東京工業大学は、静電アクチュエーターの出力を、従来の1000倍にできる「有機強誘電材料」をENEOSと共同で開発した。この材料を用いた静電アクチュエーターは軽量かつ柔軟性に優れており、駆動電圧も数十Vで済むという。
東京工業大学科学技術創成研究院未来産業技術研究所の西村涼特任教授と市林拓特任准教授らによる研究チームは2022年11月、静電アクチュエーターの出力を、従来の1000倍にできる「有機強誘電材料」をENEOSと共同で開発したと発表した。この材料を用いた静電アクチュエーターは軽量かつ柔軟性に優れており、駆動電圧も数十Vで済む。このため、パワースーツの人工筋肉や電気自動車のアクチュエーターなどへの応用が期待されている。

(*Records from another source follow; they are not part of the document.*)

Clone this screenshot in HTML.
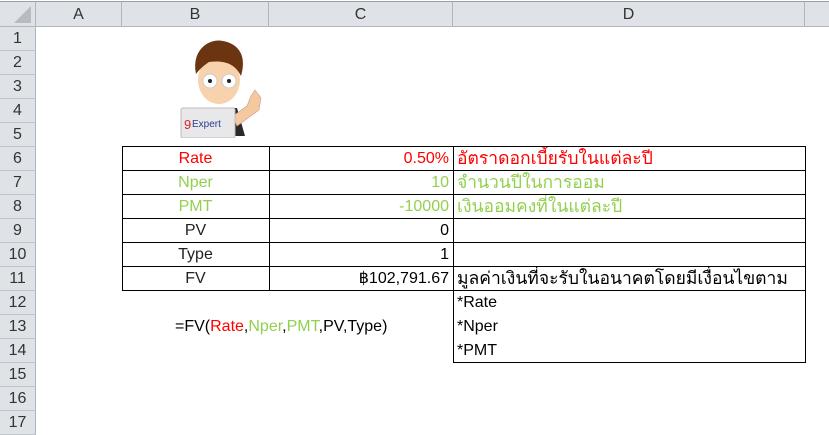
<!DOCTYPE html>
<html><head><meta charset="utf-8"><style>
*{margin:0;padding:0;box-sizing:border-box}
body{width:829px;height:427px;overflow:hidden;background:#fff;font-family:"Liberation Sans","DejaVu Sans",sans-serif;position:relative;font-size:16px;color:#000}
.h{position:absolute;background:#dfe3e8;color:#333}
.ch{top:1px;height:26px;border-top:1px solid #9aa0a8;border-bottom:1px solid #b0b6be;border-right:1px solid #b0b6be;text-align:center;line-height:25px;font-size:16px}
.rh{left:0;width:36px;height:24px;border-bottom:1px solid #c0c5cc;border-right:1px solid #b0b6be;text-align:center;line-height:24px;font-size:16px}
.c{position:absolute;height:24px;line-height:23px;white-space:nowrap;overflow:hidden}
.t{font-size:17.5px}
.b{border:1px solid #000}
.r{color:#ff0000}.g{color:#92d050}
</style></head><body>
<div class="h ch" style="left:0;width:36px"><svg width="36" height="25" style="position:absolute;left:0;top:0"><polygon points="31,4 31,21 14,21" fill="#b8bcc2"/></svg></div>
<div class="h ch" style="left:36px;width:86px">A</div>
<div class="h ch" style="left:122px;width:147px">B</div>
<div class="h ch" style="left:269px;width:184px">C</div>
<div class="h ch" style="left:453px;width:352px">D</div>
<div class="h ch" style="left:805px;width:24px;border-right:none"></div>
<div class="h rh" style="top:27px">1</div>
<div class="h rh" style="top:51px">2</div>
<div class="h rh" style="top:75px">3</div>
<div class="h rh" style="top:99px">4</div>
<div class="h rh" style="top:123px">5</div>
<div class="h rh" style="top:147px">6</div>
<div class="h rh" style="top:171px">7</div>
<div class="h rh" style="top:195px">8</div>
<div class="h rh" style="top:219px">9</div>
<div class="h rh" style="top:243px">10</div>
<div class="h rh" style="top:267px">11</div>
<div class="h rh" style="top:291px">12</div>
<div class="h rh" style="top:315px">13</div>
<div class="h rh" style="top:339px">14</div>
<div class="h rh" style="top:363px">15</div>
<div class="h rh" style="top:387px">16</div>
<div class="h rh" style="top:411px">17</div>

<svg style="position:absolute;left:175px;top:38px" width="90" height="100">
<path d="M22 70 L8 98 L70 98 L62 70 Z" fill="#2a2a2a"/>
<path d="M58 78 L72 68 L76 58 L80 52 L86 60 L84 72 L62 88 Z" fill="#f5c9a0" stroke="#c98" stroke-width="0.6"/>
<path d="M36 64 L44 72 L52 64 L48 76 L40 76 Z" fill="#fff"/>
<circle cx="44" cy="74" r="2" fill="#1a7fd0"/>
<ellipse cx="44" cy="42" rx="21" ry="24" fill="#f7d2ad"/>
<path d="M21 36 C16 10 36 0 48 3 C64 6 72 18 66 38 C60 26 50 22 34 24 C28 28 24 32 21 36 Z" fill="#6b3512"/>
<circle cx="35" cy="43" r="7" fill="#fff" stroke="#ccc"/><circle cx="54" cy="43" r="7" fill="#fff" stroke="#ccc"/>
<circle cx="35" cy="43" r="2" fill="#222"/><circle cx="54" cy="43" r="2" fill="#222"/>
<rect x="6" y="70" width="54" height="30" rx="2" fill="#e8e8ea" stroke="#bbb"/>
<text x="9" y="91" font-size="13" fill="#d22" font-family="Liberation Sans">9</text>
<text x="17" y="89" font-size="10" fill="#2b3d8f" font-family="Liberation Sans">Expert</text>
</svg>

<div class="c b" style="left:122px;top:146px;width:148px;height:145px"></div>
<div class="c b" style="left:269px;top:146px;width:185px;height:145px"></div>
<div class="c b" style="left:453px;top:146px;width:353px;height:145px"></div>
<div style="position:absolute;left:122px;top:170px;width:684px;border-top:1px solid #000"></div>
<div style="position:absolute;left:122px;top:194px;width:684px;border-top:1px solid #000"></div>
<div style="position:absolute;left:122px;top:218px;width:684px;border-top:1px solid #000"></div>
<div style="position:absolute;left:122px;top:242px;width:684px;border-top:1px solid #000"></div>
<div style="position:absolute;left:122px;top:266px;width:684px;border-top:1px solid #000"></div>
<div class="b" style="position:absolute;left:453px;top:290px;width:353px;height:73px"></div>

<div class="c r" style="left:122px;top:147px;width:147px;text-align:center">Rate</div>
<div class="c g" style="left:122px;top:171px;width:147px;text-align:center">Nper</div>
<div class="c g" style="left:122px;top:195px;width:147px;text-align:center">PMT</div>
<div class="c" style="left:122px;top:219px;width:147px;text-align:center;color:#222">PV</div>
<div class="c" style="left:122px;top:243px;width:147px;text-align:center;color:#222">Type</div>
<div class="c" style="left:122px;top:267px;width:147px;text-align:center;color:#222">FV</div>
<div class="c r" style="left:269px;top:147px;width:180px;text-align:right">0.50%</div>
<div class="c g" style="left:269px;top:171px;width:180px;text-align:right">10</div>
<div class="c g" style="left:269px;top:195px;width:180px;text-align:right">-10000</div>
<div class="c" style="left:269px;top:219px;width:180px;text-align:right">0</div>
<div class="c" style="left:269px;top:243px;width:180px;text-align:right">1</div>
<div class="c" style="left:269px;top:267px;width:180px;text-align:right">฿102,791.67</div>
<div class="c r t" style="left:457px;top:147px;width:346px">อัตราดอกเบี้ยรับในแต่ละปี</div>
<div class="c g t" style="left:457px;top:171px;width:346px">จำนวนปีในการออม</div>
<div class="c g t" style="left:457px;top:195px;width:346px">เงินออมคงที่ในแต่ละปี</div>
<div class="c t" style="left:457px;top:267px;width:346px">มูลค่าเงินที่จะรับในอนาคตโดยมีเงื่อนไขตาม</div>
<div class="c" style="left:457px;top:291px">*Rate</div>
<div class="c" style="left:457px;top:315px">*Nper</div>
<div class="c" style="left:457px;top:339px">*PMT</div>
<div class="c" style="left:175px;top:315px">=FV(<span class="r">Rate</span>,<span class="g">Nper</span>,<span class="g">PMT</span>,PV,Type)</div>
</body></html>
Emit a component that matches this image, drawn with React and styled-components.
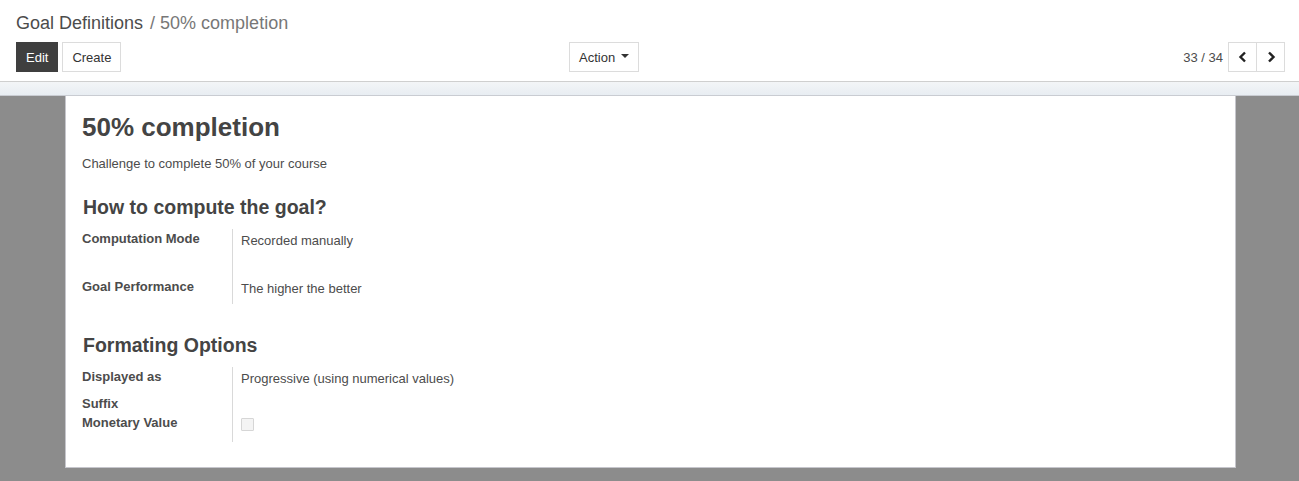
import React from "react";
import styled, { createGlobalStyle } from "styled-components";

const GlobalStyle = createGlobalStyle`
    html, body {
        margin: 0;
        padding: 0;
        height: 100%;
        background: #ffffff;
        font-family: "Liberation Sans", Arial, sans-serif;
        color: #4c4c4c;
    }
    #root {
        height: 100%;
    }
`;

const Page = styled.div`
    height: 481px;
    display: flex;
    flex-direction: column;
    overflow: hidden;
`;

const ControlPanel = styled.div`
    height: 82px;
    box-sizing: border-box;
    padding: 12px 14px 0 16px;
    border-bottom: 1px solid #cfcfcf;
    background: #ffffff;
`;

const Breadcrumb = styled.div`
    font-size: 18px;
    line-height: 22px;
    color: #4c4c4c;
    span {
        color: #777777;
        margin-left: 2px;
    }
`;

const ButtonBar = styled.div`
    margin-top: 8px;
    display: grid;
    grid-template-columns: 553px auto 1fr;
    align-items: center;
`;

const Group = styled.div`
    display: flex;
    align-items: center;
    gap: ${(p) => p.gap || 0}px;
    justify-content: ${(p) => p.justify || "flex-start"};
`;

const Button = styled.button`
    height: 30px;
    box-sizing: border-box;
    padding: 0 9px;
    font-family: inherit;
    font-size: 13px;
    border: 1px solid ${(p) => (p.primary ? "#3f3f3f" : "#dcdcdc")};
    background: ${(p) => (p.primary ? "#3f3f3f" : "#ffffff")};
    color: ${(p) => (p.primary ? "#ffffff" : "#333333")};
    display: flex;
    align-items: center;
    gap: 6px;
    cursor: pointer;
`;

const Caret = styled.span`
    width: 0;
    height: 0;
    border-left: 4px solid transparent;
    border-right: 4px solid transparent;
    border-top: 4px solid #333;
    margin-top: -3px;
`;

const PagerText = styled.span`
    font-size: 13px;
    color: #4c4c4c;
    margin-right: 5px;
`;

const PagerButton = styled(Button)`
    width: 29px;
    padding: 0;
    justify-content: center;
    & + & {
        margin-left: -1px;
    }
`;

const Strip = styled.div`
    height: 13px;
    background: linear-gradient(#f3f5f7, #e8edf2);
    border-bottom: 1px solid #c9ccd2;
`;

const SheetBg = styled.div`
    flex: 1;
    background: #8c8c8c;
    padding: 0 63px 0 65px;
`;

const Sheet = styled.div`
    background: #ffffff;
    border: 1px solid #c6c6cc;
    border-top: none;
    height: 372px;
    box-sizing: border-box;
    padding: 16px 16px 0 16px;
`;

const Title = styled.h1`
    margin: 0;
    font-size: 26px;
    line-height: 30px;
    font-weight: bold;
    color: #444444;
`;

const Description = styled.div`
    margin-top: 14px;
    font-size: 13px;
    line-height: 16px;
`;

const SectionTitle = styled.h2`
    margin: ${(p) => p.top}px 0 0 1px;
    font-size: 19.5px;
    line-height: 24px;
    font-weight: bold;
    color: #444444;
`;

const FieldTable = styled.div`
    margin-top: ${(p) => p.top}px;
    display: grid;
    grid-template-columns: 150px 1fr;
`;

const Label = styled.div`
    font-size: 13px;
    font-weight: bold;
    line-height: 16px;
    color: #4c4c4c;
    height: ${(p) => p.h}px;
    padding-top: ${(p) => p.pt || 0}px;
    box-sizing: border-box;
`;

const Value = styled.div`
    font-size: 13px;
    line-height: 16px;
    color: #4c4c4c;
    border-left: 1px solid #d9d9d9;
    padding-left: 8px;
    height: ${(p) => p.h}px;
    padding-top: ${(p) => p.pt || 0}px;
    box-sizing: border-box;
`;

const Checkbox = styled.span`
    display: block;
    width: 13px;
    height: 13px;
    box-sizing: border-box;
    border: 1px solid #d6d6d6;
    background: #f4f4f4;
    border-radius: 1px;
`;

const Chevron = ({ left }) => (
    <svg width="10" height="12" viewBox="0 0 10 12">
        <path
            d={left ? "M7 1.5 L2.5 6 L7 10.5" : "M3 1.5 L7.5 6 L3 10.5"}
            fill="none"
            stroke="#222"
            strokeWidth="2.4"
        />
    </svg>
);

const App = () => {
    return (
        <>
            <GlobalStyle />
            <Page>
                <ControlPanel>
                    <Breadcrumb>
                        Goal Definitions <span>/ 50% completion</span>
                    </Breadcrumb>
                    <ButtonBar>
                        <Group gap={4}>
                            <Button primary>Edit</Button>
                            <Button>Create</Button>
                        </Group>
                        <Group>
                            <Button>
                                Action <Caret />
                            </Button>
                        </Group>
                        <Group justify="flex-end">
                            <PagerText>33 / 34</PagerText>
                            <PagerButton>
                                <Chevron left />
                            </PagerButton>
                            <PagerButton>
                                <Chevron />
                            </PagerButton>
                        </Group>
                    </ButtonBar>
                </ControlPanel>
                <Strip />
                <SheetBg>
                    <Sheet>
                        <Title>50% completion</Title>
                        <Description>Challenge to complete 50% of your course</Description>

                        <SectionTitle top={23}>How to compute the goal?</SectionTitle>
                        <FieldTable top={10}>
                            <Label h={48} pt={2}>Computation Mode</Label>
                            <Value h={48} pt={4}>Recorded manually</Value>
                            <Label h={27} pt={2}>Goal Performance</Label>
                            <Value h={27} pt={4}>The higher the better</Value>
                        </FieldTable>

                        <SectionTitle top={29}>Formating Options</SectionTitle>
                        <FieldTable top={10}>
                            <Label h={28} pt={2}>Displayed as</Label>
                            <Value h={28} pt={4}>Progressive (using numerical values)</Value>
                            <Label h={19} pt={1}>Suffix</Label>
                            <Value h={19} />
                            <Label h={28} pt={1}>Monetary Value</Label>
                            <Value h={28} pt={4}>
                                <Checkbox />
                            </Value>
                        </FieldTable>
                    </Sheet>
                </SheetBg>
            </Page>
        </>
    );
};

export default App;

静電アクチュエーターは、電磁アクチュエーターに比べ「構造が簡単で軽量」といった特長がある。ただ、大きな出力を得るためには、電極間距離を狭くして印加される電界を強めたり、10kV程度の高電圧を印加したりする必要があった。
こうした中で研究チームは、電極/誘電体間に蓄積される電荷量によって、静電アクチュエーターの発生力が決まることに着目。電荷量を増やすため、強誘電体が有する大きな自発分極を利用することにした。そこで、有機強誘電体の一種である強誘電ネマチック液晶を、静電アクチュエーターの媒体として用いることにした。
ところが、既存の強誘電ネマチック液晶は室温で結晶となり、デバイスへの応用は難しかった。そこでスーパーコンピュータ「TSUBAME3.0」を用いて、既存の強誘電ネマチック液晶と混合する分子を見いだした。これにより、室温でも約5μC/cm2という大きな自発分極を持つ強誘電ネマチック液晶材料の開発に成功した。
実験では、開発した強誘電ネマチック液晶材料を、有効面積が1cm2の平行平板電極間に満たした。この結果、0.5MV/mの印加電界条件で1.3Nの静電力が得られることが分かった。この値は、誘電率が10程度の一般的な常誘電体に比べ、1000倍以上も大きいという。また、発生する静電力は印加電圧に比例することも実証した。
さらに、3Dプリンタと樹脂メッキで作製した2重らせんコイル電極に、開発した液晶材料を満たした。この試料に18V電源(9V乾電池を2個直列接続)を印加したところ、収縮動作が確認できた。200Vを印加すると約20%の大きな収縮率が得られたという。
今回開発した液晶材料は粘性液体であり、研究チームは実用化に向けてエラストマー化やゲル化に取り組んでいる。また、運動エネルギーを電気エネルギーに逆変換することも原理的には可能なため、エネルギーハーベスティング分野への適用も検討している。
今回の研究成果は、西村氏と市林氏の他、東京工業大学の渡辺順次特任教授、陳君怡特任助教および、ENEOS機能材カンパニーの増山聡研究員と清水源一郎研究員らによるものである。